Job responsibilities
- Utilize High Security Access (HSA) systems, requiring enhanced screening for employment or assignments.
- Develop and implement proactive monitoring systems for automatic healing and recovery during system failures.
- Collect, analyze, and synthesize data to create visualizations and reports on application/system health, uptime, and performance improvements.
- Manage change and capacity for supported services.
- Foster strong relationships with development teams to build reliability throughout the lifecycle.
- Analyze incident/problem patterns, conduct post-mortems, and develop permanent remediation plans with automation to prevent future incidents.
- Promote a team culture of diversity, equity, inclusion, and respect.
Required qualifications, capabilities, and skills
- Formal training or certification on site reliability engineering concepts and 3+ years applied experience
- Proficient in platform skills across Linux, UNIX, and Windows, as well as application and middleware support.

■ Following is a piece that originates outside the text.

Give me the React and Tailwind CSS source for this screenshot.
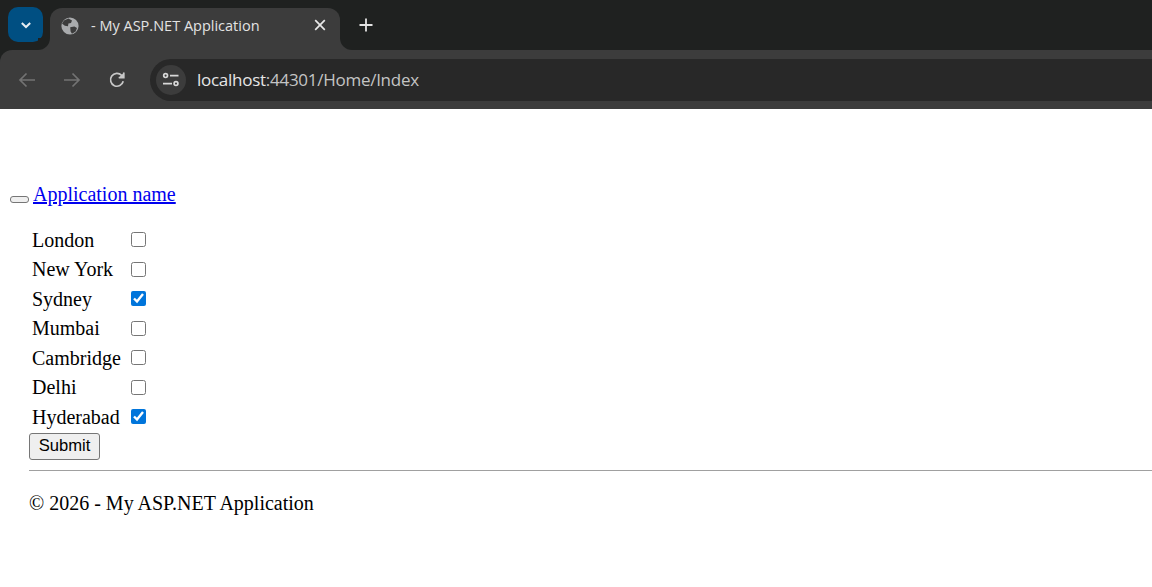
const cities = [
  ['London', false],
  ['New York', false],
  ['Sydney', true],
  ['Mumbai', false],
  ['Cambridge', false],
  ['Delhi', false],
  ['Hyderabad', true],
];

function BrowserChrome() {
  return (
    <div className="font-['Open_Sans',sans-serif]">
      {/* tab strip */}
      <div className="flex h-[50px] items-end bg-[#1f2120] pl-2">
        <div className="mb-[8px] flex h-[35px] w-[35px] items-center justify-center rounded-[10px] bg-[#004f82]">
          <svg width="14" height="14" viewBox="0 0 14 14" fill="none" stroke="#e6edf2" strokeWidth="2">
            <path d="M2.8 5 7 9 11.2 5" />
          </svg>
        </div>
        <div className="relative ml-[7px] flex h-[42px] w-[290px] items-center rounded-t-[12px] bg-[#3c3c3c] pb-[6px] pl-[11px]">
          <svg width="18" height="18" viewBox="0 0 18 18">
            <circle cx="9" cy="9" r="8.6" fill="#a9abad" />
            <path d="M3 3.6 7.4 1.6 11 3.4 10 6 7.4 6.6 7 9.2 3.8 8.8 1 6.4ZM9.2 10.2 13.4 9.6 16 11 14.6 14.6 11 16.8 9.6 14.4Z" fill="#3c3c3c" />
          </svg>
          <span className="ml-[12px] whitespace-nowrap text-[14.5px] leading-none text-[#e3e3e3]">- My ASP.NET Application</span>
          <svg className="absolute left-[264px] top-[11px]" width="12" height="12" viewBox="0 0 12 12" stroke="#e8e8e8" strokeWidth="1.7">
            <path d="M1.2 1.2 10.8 10.8M10.8 1.2 1.2 10.8" />
          </svg>
          {/* flared bottom corners of the active tab */}
          <div className="absolute bottom-0 right-[-12px] h-[12px] w-[12px] bg-[#3c3c3c]">
            <div className="h-full w-full rounded-bl-[12px] bg-[#1f2120]" />
          </div>
          <div className="absolute bottom-0 left-[-12px] h-[12px] w-[12px] bg-[#3c3c3c]">
            <div className="h-full w-full rounded-br-[12px] bg-[#1f2120]" />
          </div>
        </div>
        <div className="mb-[8px] ml-[19px] flex h-[35px] items-center">
          <svg width="14" height="14" viewBox="0 0 14 14" stroke="#e3e3e3" strokeWidth="1.8">
            <path d="M7 0.5V13.5M0.5 7H13.5" />
          </svg>
        </div>
      </div>

      {/* toolbar */}
      <div className="flex h-[59px] items-center rounded-tl-[12px] bg-[#3c3c3c] pl-[18px] shadow-[-12px_0_0_0_#1f2120]">
        <svg width="18" height="16" viewBox="0 0 18 16" fill="none" stroke="#737373" strokeWidth="1.7">
          <path d="M17 8H2M8.5 1.5 2 8l6.5 6.5" />
        </svg>
        <svg className="ml-[27px]" width="18" height="16" viewBox="0 0 18 16" fill="none" stroke="#737373" strokeWidth="1.7">
          <path d="M1 8H16M9.5 1.5 16 8l-6.5 6.5" />
        </svg>
        <svg className="ml-[27px]" width="18" height="18" viewBox="0 0 18 18" fill="none" stroke="#c8c8c8" strokeWidth="1.7">
          <path d="M15.2 10.2A6.4 6.4 0 1 1 13.6 4.4L15.6 6.4" />
          <path d="M16 1.4V7H10.4" fill="#c8c8c8" stroke="none" />
          <path d="M15.8 1.6V6.6H10.8" />
        </svg>
        <div className="ml-[24px] flex h-[42px] flex-1 items-center rounded-l-[21px] bg-[#282828] pl-[6px]">
          <div className="flex h-[30px] w-[30px] items-center justify-center rounded-full bg-[#3c3c3c]">
            <svg width="18" height="16" viewBox="0 0 18 16" fill="none" stroke="#d8d8d8" strokeWidth="1.7">
              <circle cx="3.6" cy="3.6" r="1.9" />
              <path d="M8 3.6H16.5M1 11.6H10" />
              <circle cx="14" cy="11.6" r="1.9" />
            </svg>
          </div>
          <span className="ml-[11px] whitespace-nowrap text-[17px] leading-none tracking-[-0.27px] text-[#e6e6e6]">
            localhost<span className="text-[#c4c4c4]">:44301/Home/Index</span>
          </span>
        </div>
      </div>
    </div>
  );
}

export default function App() {
  return (
    <div className="min-h-[587px] bg-white font-['Liberation_Serif',serif] text-[20px] leading-[23px] text-black">
      <BrowserChrome />

      {/* navbar */}
      <div className="flex items-end pl-[10px] pt-[74px]">
        <button className="mb-[3px] h-[7px] w-[19px] rounded-[3px] border border-[#767676] bg-[#efefef]" />
        <a href="#" className="ml-[4px] text-[#0000ee] underline">Application name</a>
      </div>

      {/* city list */}
      <div className="pl-[29px] pt-[19.5px]">
        <div className="grid w-fit grid-cols-[102px_auto]">
          {cities.map(([name, checked]) => (
            <div key={name} className="col-span-2 grid h-[29.5px] grid-cols-subgrid items-center pl-[3px]">
              <span>{name}</span>
              <input type="checkbox" defaultChecked={checked} className="m-0 mb-[1px] h-[15px] w-[15px] accent-[#0075db]" />
            </div>
          ))}
        </div>
        <button className="mt-[1px] block h-[27px] w-[71px] rounded-[3px] border border-[#767676] bg-[#efefef] font-['Liberation_Sans',sans-serif] text-[16.6px] leading-none">
          Submit
        </button>
        <hr className="mt-[10px] border-t border-[#a0a0a0]" />
        <p className="mt-[20.5px]">© 2026 - My ASP.NET Application</p>
      </div>
    </div>
  );
}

- Expertise in observability, instrumentation, monitoring, alerting, and responding to performance and availability issues using tools like AppDynamics, Dynatrace, Splunk, and Grafana.
- Experience with automation and configuration tools, including Ansible, Puppet, and Chef.
- Hands on experience in scripting with one of programming languages such as Python or Java.
- Experienced in managing critical application outages in large-scale operations, driving root cause analysis and remediation, with familiarity in Jenkins, GIT, CI/CD pipelines, and Agile/Scrum practices.
Preferred qualifications, capabilities, and skills
- Understanding of DevOps and SRE principles.
- Familiar with infrastructure management, capacity planning, and resilience strategies.